Изменения в своём новом статусе я почувствовал уже летом, когда побывал в пионерском лагере (родители отправили меня туда, как в ссылку). Именно в лагере я впервые подрался. Я первый бросился на своего обидчика с кулаками. Не проиграл в схватке подчистую лишь потому, что превратился тогда едва ли не в берсерка, не чувствовавшего боли. Но схлопотал первый фингал под глазом. Впервые разбил себе кулаки в кровь. Я хорошо помню, как бабушка охнула при виде моего лица, разукрашенного в сине-жёлто-зелёные цвета. А 19 августа 1961 года бабушка умерла — мне долго казалось, что её «подкосили» постигшие меня в том году неудачи. Хотя родители мне и твердили, что у бабушки давно уже были серьёзные проблемы с сердцем.

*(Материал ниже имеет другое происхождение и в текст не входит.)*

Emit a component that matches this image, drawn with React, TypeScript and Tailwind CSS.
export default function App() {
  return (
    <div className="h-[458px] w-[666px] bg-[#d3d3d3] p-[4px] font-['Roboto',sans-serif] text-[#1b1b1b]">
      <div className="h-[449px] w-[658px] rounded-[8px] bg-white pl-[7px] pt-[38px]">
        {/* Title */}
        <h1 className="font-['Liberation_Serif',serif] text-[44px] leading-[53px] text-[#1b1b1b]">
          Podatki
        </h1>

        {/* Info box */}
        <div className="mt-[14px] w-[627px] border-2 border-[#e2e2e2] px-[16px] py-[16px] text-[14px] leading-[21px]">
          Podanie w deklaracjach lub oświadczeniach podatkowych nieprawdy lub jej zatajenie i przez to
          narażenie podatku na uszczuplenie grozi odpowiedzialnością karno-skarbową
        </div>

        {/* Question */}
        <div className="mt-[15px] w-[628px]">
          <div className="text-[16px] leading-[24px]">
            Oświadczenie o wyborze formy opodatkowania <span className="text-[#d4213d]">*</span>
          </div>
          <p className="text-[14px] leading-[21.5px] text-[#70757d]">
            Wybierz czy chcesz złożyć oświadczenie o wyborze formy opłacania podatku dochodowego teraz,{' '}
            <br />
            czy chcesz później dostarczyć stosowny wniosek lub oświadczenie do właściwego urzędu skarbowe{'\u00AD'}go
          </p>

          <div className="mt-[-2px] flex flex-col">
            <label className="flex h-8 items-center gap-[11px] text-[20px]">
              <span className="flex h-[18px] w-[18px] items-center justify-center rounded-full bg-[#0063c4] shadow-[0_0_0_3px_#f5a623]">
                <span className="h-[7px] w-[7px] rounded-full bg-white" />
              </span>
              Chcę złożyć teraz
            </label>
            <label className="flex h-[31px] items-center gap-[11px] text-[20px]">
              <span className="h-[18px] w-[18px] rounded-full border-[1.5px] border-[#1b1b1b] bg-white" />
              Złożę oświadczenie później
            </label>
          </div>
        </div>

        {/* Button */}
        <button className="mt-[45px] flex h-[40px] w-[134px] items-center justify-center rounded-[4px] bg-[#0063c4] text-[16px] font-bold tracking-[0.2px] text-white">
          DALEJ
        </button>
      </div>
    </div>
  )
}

1 сентября 1961 года для меня началось то, что журналисты в своих статьях позже назвали: «Падение с Олимпа славы стало для Васи Пиняева тяжёлым испытанием». Я больно ударился при этом падении. Сейчас я удивлён, что вообще тогда не «слетел с катушек». В то время мне казалось, что едва ли не каждый ребёнок и педагог в моей московской школе радовались этому моему падению с Олимпа. Для большинства из них я превратился из «гордости школы» в двоечника и хулигана. Как оказалось, за время своей концертной деятельности я знатно запустил учёбу (по всем предметам, кроме музыки и иностранного языка). Только за сентябрь 1961 года я подрался не меньше десяти раз — синяки не сходили с моего лица.

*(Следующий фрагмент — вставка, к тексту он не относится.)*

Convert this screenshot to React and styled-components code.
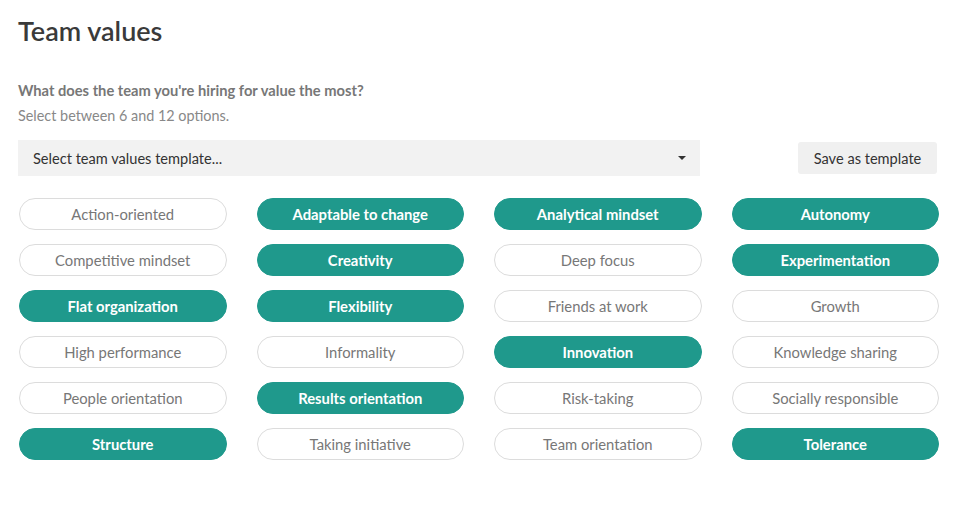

Боевую раскраску на моём лице увидел вернувшийся из очередной командировки отец. Помню, как папа сидел в своём любимом кресле, курил сигарету и задумчиво рассматривал моё «разукрашенное» лицо. Потом отец затушил сигарету и ушел к себе в кабинет. Я слышал лишь обрывки его разговора: папа кому-то пообещал, что «он завтра придёт». Сразу догадался, что «он» — это я. Папа положил трубку, позвал меня к себе. Сообщил мне, что договорился со своим «хорошим знакомым», который двенадцать лет работал в Японии — тот научит меня «правильно» драться. Отец сказал, что раз уж я не справляюсь со своими проблемами без драк, то лучше уж буду в тех драках побеждать, чем радовать окружающих своим унылым видом.
Занятия у папиного «хорошего знакомого» мне понравились. Потому что уже в начале 1962 года я признал их несомненную пользу: тогда я впервые вышел из схватки с очередным обидчиком бесспорным победителем. В школе меня уже не считали «хлюпиком» и «музыкантишкой». Злорадные шепотки не смолкли. Но теперь они всё чаще звучали у меня за спиной. Надо мной всё реже потешались, глядя мне в лицо. А с начала учебного года в 1962 году о моём певческом прошлом школьники вспоминали всё реже — не в последнюю очередь по причине того, что многие видели мои схватки с обидчиками. Учёбе я теперь уделял гораздо больше внимания, чем в прошлые годы. На уроках немецкого языка так и вовсе стал лучшим учеником.